### PROBLEM TO SOLVE
Find all lines in the listing that include the word "size", then copy them.

• • • • • • •

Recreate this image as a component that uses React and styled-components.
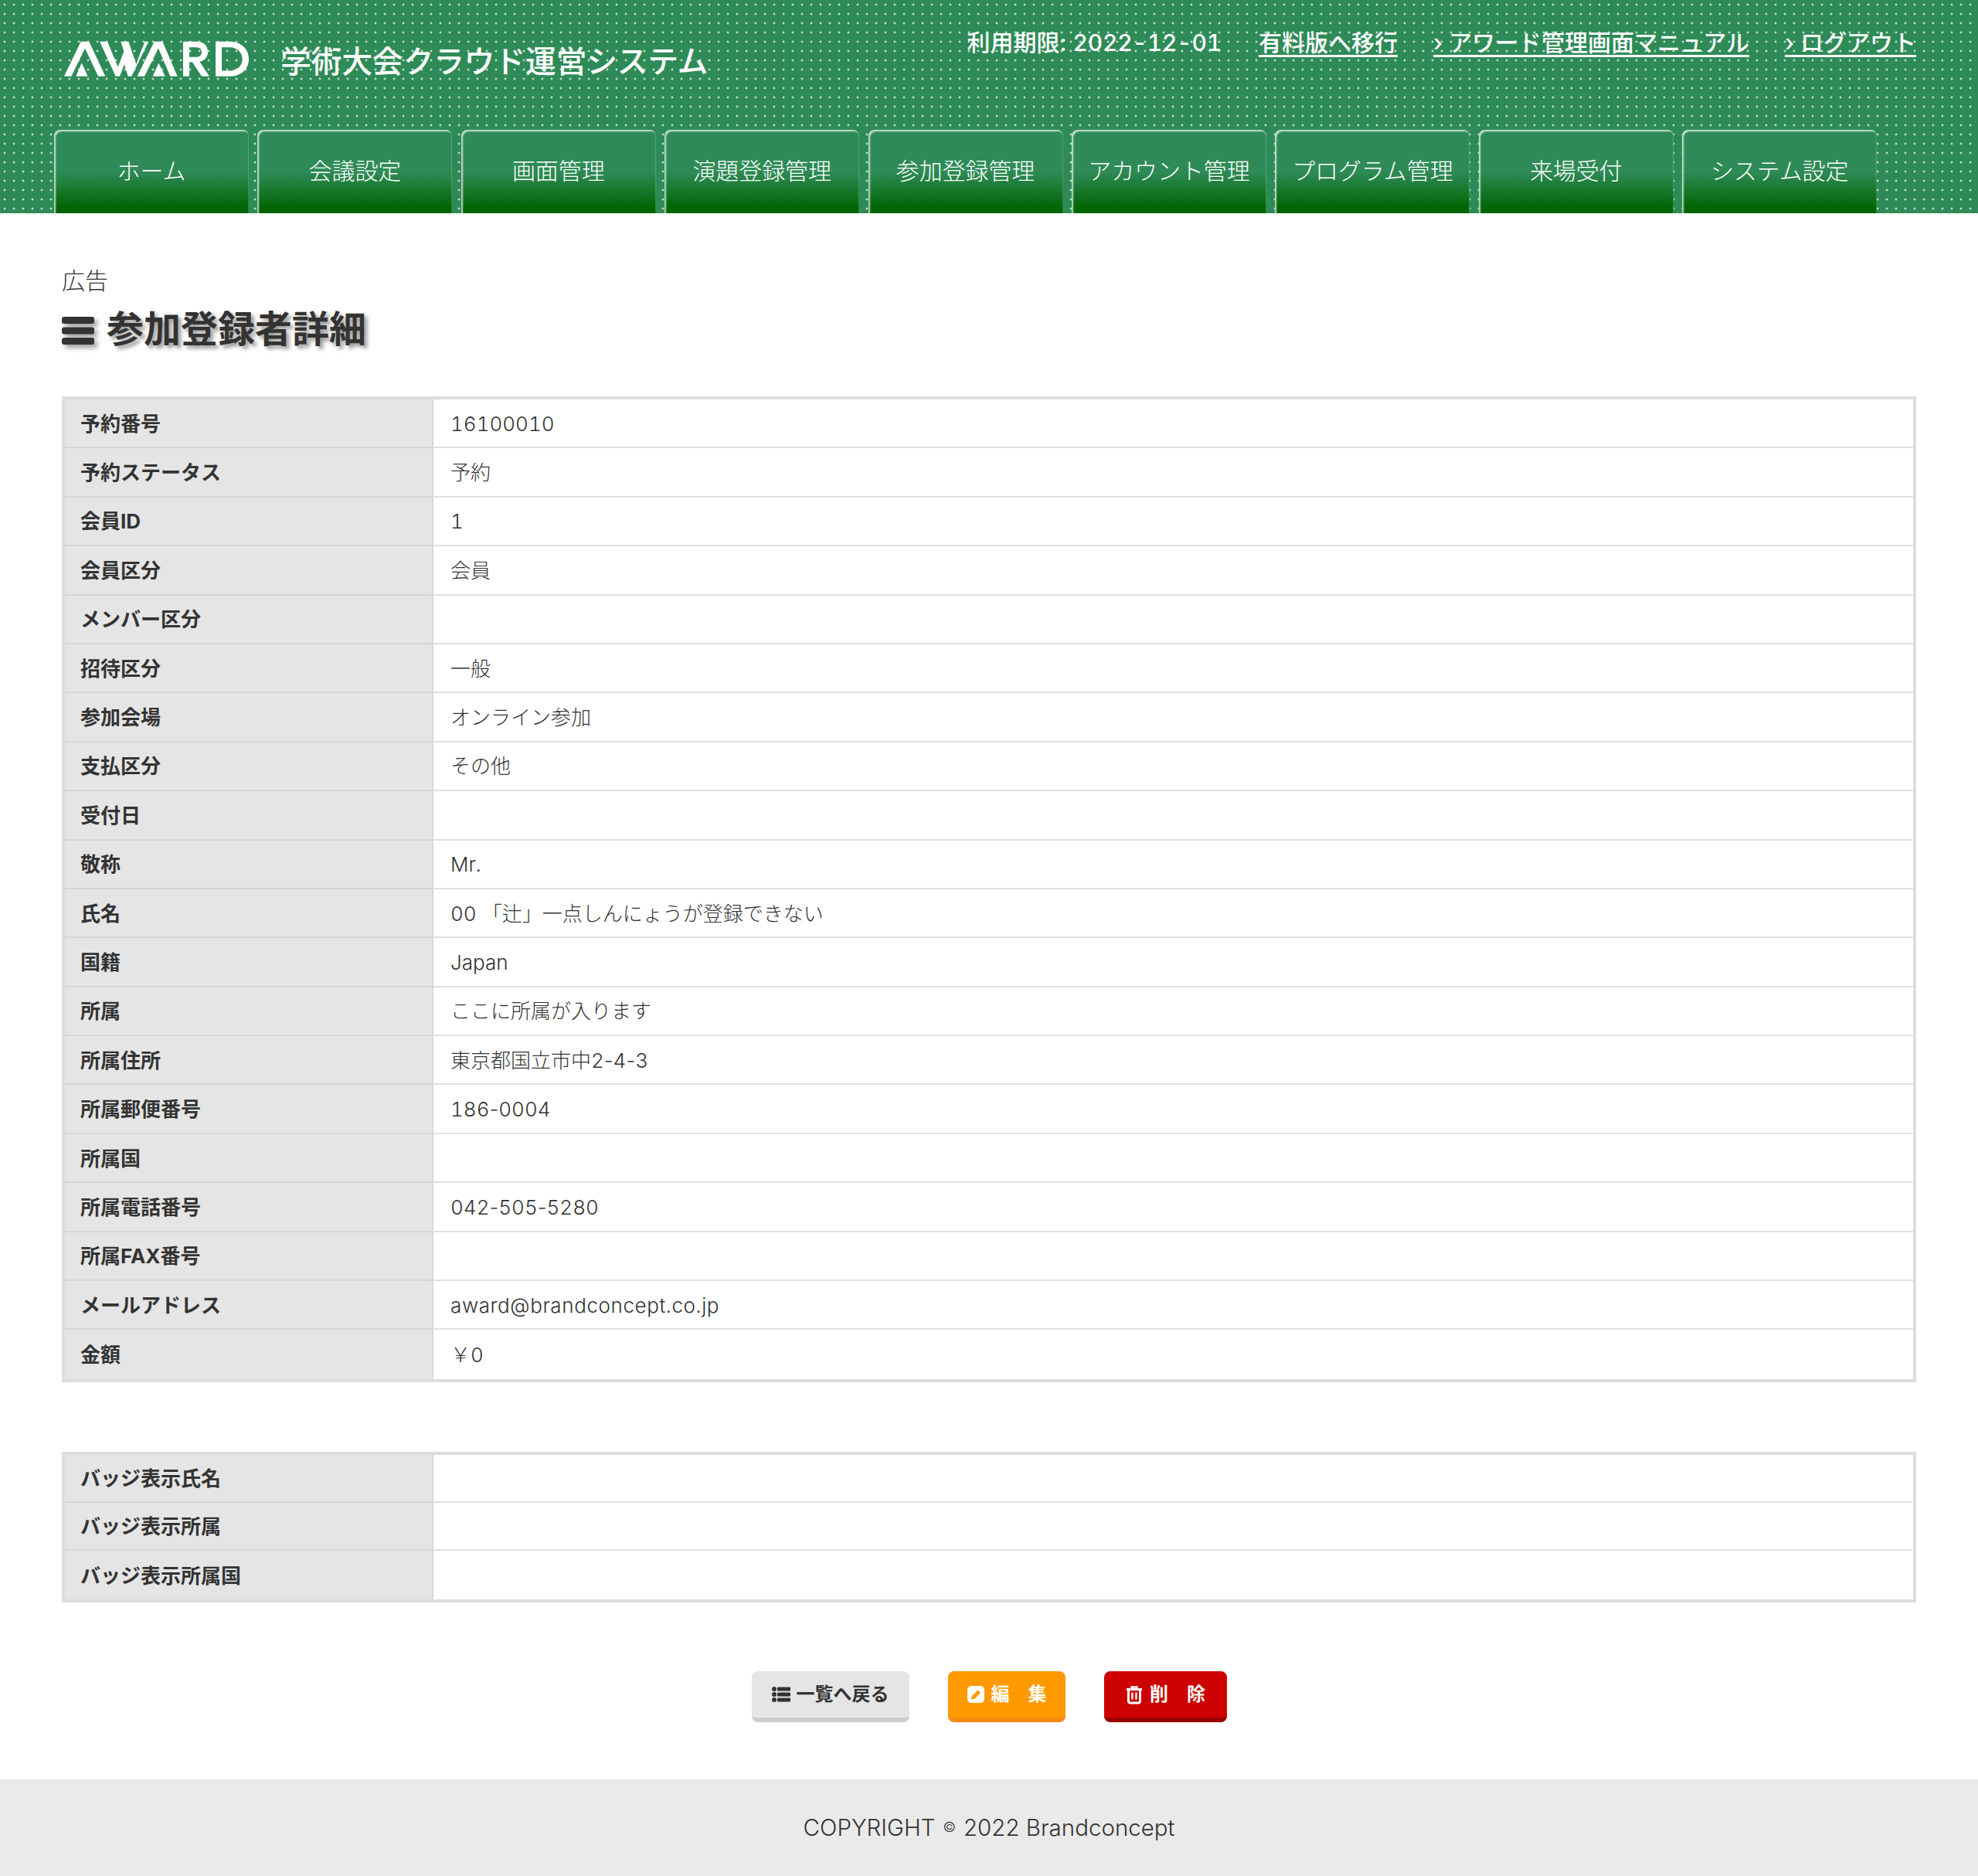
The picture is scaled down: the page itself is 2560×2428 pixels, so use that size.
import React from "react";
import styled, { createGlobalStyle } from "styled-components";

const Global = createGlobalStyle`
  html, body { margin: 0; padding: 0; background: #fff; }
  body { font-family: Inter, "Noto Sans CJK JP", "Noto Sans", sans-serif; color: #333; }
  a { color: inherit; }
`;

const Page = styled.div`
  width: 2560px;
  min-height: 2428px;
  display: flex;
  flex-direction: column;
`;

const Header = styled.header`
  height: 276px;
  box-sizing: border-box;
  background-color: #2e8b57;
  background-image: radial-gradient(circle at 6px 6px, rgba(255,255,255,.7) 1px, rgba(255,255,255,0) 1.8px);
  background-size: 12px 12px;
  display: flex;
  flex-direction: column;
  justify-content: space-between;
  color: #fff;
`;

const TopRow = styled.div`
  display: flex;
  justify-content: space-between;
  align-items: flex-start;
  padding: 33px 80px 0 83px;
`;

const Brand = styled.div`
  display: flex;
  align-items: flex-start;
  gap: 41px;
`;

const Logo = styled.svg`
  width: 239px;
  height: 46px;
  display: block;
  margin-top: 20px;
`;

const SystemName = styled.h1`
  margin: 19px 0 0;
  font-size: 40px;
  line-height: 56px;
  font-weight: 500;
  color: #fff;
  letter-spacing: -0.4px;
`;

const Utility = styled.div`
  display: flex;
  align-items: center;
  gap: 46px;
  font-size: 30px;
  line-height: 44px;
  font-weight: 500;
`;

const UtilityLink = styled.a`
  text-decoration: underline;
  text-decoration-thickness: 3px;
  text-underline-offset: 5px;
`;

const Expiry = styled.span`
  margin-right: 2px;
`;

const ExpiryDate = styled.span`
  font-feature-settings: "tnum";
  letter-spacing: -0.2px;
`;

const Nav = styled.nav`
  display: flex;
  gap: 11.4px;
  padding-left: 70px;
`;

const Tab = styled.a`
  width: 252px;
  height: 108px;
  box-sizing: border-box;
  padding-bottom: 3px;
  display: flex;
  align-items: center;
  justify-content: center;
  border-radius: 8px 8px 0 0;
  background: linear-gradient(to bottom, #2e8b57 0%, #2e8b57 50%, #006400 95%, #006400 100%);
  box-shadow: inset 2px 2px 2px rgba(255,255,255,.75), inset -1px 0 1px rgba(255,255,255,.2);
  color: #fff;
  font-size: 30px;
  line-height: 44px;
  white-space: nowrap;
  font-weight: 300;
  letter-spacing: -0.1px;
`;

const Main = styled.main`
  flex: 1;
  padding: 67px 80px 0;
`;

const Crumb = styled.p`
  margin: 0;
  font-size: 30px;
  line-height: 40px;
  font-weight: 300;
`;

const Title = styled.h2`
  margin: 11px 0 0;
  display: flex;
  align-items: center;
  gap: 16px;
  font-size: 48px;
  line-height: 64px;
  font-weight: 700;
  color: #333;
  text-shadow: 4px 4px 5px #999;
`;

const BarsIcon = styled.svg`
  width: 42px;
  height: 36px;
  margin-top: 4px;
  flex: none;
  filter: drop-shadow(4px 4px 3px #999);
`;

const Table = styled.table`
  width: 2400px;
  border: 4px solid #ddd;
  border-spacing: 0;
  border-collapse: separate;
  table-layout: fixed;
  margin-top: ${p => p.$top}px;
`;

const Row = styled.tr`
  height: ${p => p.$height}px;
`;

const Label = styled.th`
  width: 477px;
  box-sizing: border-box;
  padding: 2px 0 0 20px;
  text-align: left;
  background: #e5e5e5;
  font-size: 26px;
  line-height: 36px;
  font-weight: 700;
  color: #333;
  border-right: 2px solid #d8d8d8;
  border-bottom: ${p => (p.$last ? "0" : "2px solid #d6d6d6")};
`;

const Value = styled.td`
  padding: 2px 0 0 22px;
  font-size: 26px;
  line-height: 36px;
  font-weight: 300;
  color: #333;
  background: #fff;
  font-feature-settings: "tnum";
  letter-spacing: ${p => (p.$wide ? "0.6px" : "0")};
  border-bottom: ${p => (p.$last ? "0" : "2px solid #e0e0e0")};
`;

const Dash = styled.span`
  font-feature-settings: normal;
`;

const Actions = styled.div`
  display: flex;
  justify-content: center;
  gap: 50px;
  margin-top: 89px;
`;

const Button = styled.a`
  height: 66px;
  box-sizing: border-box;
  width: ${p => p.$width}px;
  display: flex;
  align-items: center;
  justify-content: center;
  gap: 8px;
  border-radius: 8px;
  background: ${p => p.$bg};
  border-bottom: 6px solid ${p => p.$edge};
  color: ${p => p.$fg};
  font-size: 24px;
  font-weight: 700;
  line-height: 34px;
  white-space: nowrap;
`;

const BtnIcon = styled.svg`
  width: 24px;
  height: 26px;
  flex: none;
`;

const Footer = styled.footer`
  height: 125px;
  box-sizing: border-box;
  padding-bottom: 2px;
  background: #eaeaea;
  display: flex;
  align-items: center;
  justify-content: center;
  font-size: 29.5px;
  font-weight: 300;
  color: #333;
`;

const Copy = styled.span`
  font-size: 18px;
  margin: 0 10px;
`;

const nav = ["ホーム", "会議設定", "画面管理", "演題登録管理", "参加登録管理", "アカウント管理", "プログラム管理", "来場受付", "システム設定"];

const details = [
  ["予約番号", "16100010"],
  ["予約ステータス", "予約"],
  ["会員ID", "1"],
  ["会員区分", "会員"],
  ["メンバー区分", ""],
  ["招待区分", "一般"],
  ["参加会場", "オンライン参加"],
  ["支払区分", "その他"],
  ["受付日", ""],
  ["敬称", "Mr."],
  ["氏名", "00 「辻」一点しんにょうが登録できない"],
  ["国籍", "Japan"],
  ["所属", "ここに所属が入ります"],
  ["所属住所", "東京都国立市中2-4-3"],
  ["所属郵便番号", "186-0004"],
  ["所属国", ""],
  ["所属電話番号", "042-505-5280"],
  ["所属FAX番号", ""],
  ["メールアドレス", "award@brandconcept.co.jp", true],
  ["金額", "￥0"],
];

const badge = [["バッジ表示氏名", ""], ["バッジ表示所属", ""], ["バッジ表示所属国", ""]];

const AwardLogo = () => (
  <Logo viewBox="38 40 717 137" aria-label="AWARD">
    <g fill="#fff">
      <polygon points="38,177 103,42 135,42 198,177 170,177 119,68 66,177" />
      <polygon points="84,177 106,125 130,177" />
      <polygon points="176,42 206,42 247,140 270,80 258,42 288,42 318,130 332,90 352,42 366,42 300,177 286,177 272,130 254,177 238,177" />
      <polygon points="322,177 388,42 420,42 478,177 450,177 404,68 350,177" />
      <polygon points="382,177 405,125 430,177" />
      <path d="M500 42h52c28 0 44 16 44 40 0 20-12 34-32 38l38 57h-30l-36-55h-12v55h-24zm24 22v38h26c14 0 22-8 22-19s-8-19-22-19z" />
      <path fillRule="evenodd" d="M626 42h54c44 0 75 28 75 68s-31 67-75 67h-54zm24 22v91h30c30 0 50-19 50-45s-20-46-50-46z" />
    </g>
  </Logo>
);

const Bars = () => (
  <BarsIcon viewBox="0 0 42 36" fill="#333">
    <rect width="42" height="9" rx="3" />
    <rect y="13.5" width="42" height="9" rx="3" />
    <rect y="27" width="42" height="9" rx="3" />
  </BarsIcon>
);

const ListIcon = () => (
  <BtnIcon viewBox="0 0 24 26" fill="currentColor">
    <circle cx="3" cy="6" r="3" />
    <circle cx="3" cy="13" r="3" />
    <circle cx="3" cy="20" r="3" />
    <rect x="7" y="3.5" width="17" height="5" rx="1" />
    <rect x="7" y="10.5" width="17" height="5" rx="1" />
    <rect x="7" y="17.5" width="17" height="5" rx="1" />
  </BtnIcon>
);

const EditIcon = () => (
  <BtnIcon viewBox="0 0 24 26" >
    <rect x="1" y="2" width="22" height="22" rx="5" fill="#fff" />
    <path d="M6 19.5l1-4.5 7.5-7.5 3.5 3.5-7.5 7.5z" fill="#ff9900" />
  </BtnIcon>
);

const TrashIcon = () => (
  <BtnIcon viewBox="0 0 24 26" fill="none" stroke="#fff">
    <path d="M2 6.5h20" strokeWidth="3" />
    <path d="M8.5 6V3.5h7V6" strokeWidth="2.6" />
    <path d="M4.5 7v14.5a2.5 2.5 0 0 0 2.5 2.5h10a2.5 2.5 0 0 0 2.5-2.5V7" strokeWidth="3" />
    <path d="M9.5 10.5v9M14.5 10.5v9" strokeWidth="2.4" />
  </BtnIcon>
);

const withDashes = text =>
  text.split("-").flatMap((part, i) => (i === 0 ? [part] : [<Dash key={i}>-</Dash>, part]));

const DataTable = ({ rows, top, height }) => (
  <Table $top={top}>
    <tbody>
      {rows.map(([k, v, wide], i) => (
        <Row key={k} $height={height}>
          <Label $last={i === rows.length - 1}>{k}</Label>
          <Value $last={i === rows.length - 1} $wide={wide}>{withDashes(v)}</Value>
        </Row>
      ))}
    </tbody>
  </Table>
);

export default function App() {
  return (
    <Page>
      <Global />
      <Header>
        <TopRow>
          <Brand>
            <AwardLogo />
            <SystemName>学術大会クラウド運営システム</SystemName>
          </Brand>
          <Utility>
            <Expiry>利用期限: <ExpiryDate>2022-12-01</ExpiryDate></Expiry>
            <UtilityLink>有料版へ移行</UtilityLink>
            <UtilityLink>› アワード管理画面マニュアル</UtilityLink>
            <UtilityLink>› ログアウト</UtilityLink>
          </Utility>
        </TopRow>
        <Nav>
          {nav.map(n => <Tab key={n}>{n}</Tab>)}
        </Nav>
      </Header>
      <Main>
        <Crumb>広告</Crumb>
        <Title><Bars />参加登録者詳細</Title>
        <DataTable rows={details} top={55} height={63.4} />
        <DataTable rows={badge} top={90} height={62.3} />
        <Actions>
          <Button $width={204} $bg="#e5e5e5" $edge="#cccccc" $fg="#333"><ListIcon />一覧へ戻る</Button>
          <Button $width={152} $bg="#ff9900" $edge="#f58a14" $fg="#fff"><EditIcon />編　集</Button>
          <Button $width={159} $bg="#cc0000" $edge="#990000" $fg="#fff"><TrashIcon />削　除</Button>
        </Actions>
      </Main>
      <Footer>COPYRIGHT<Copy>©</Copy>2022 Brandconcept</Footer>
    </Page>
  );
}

• • • • • • •

### OUTPUT OF THE EXERCISE
The picture is scaled down: the page itself is 2560×2428 pixels, so use that size.
  background-size: 12px 12px;
  font-size: 40px;
  font-size: 30px;
  font-size: 30px;
  font-size: 30px;
  font-size: 48px;
  font-size: 26px;
  font-size: 26px;
  font-size: 24px;
  font-size: 29.5px;
  font-size: 18px;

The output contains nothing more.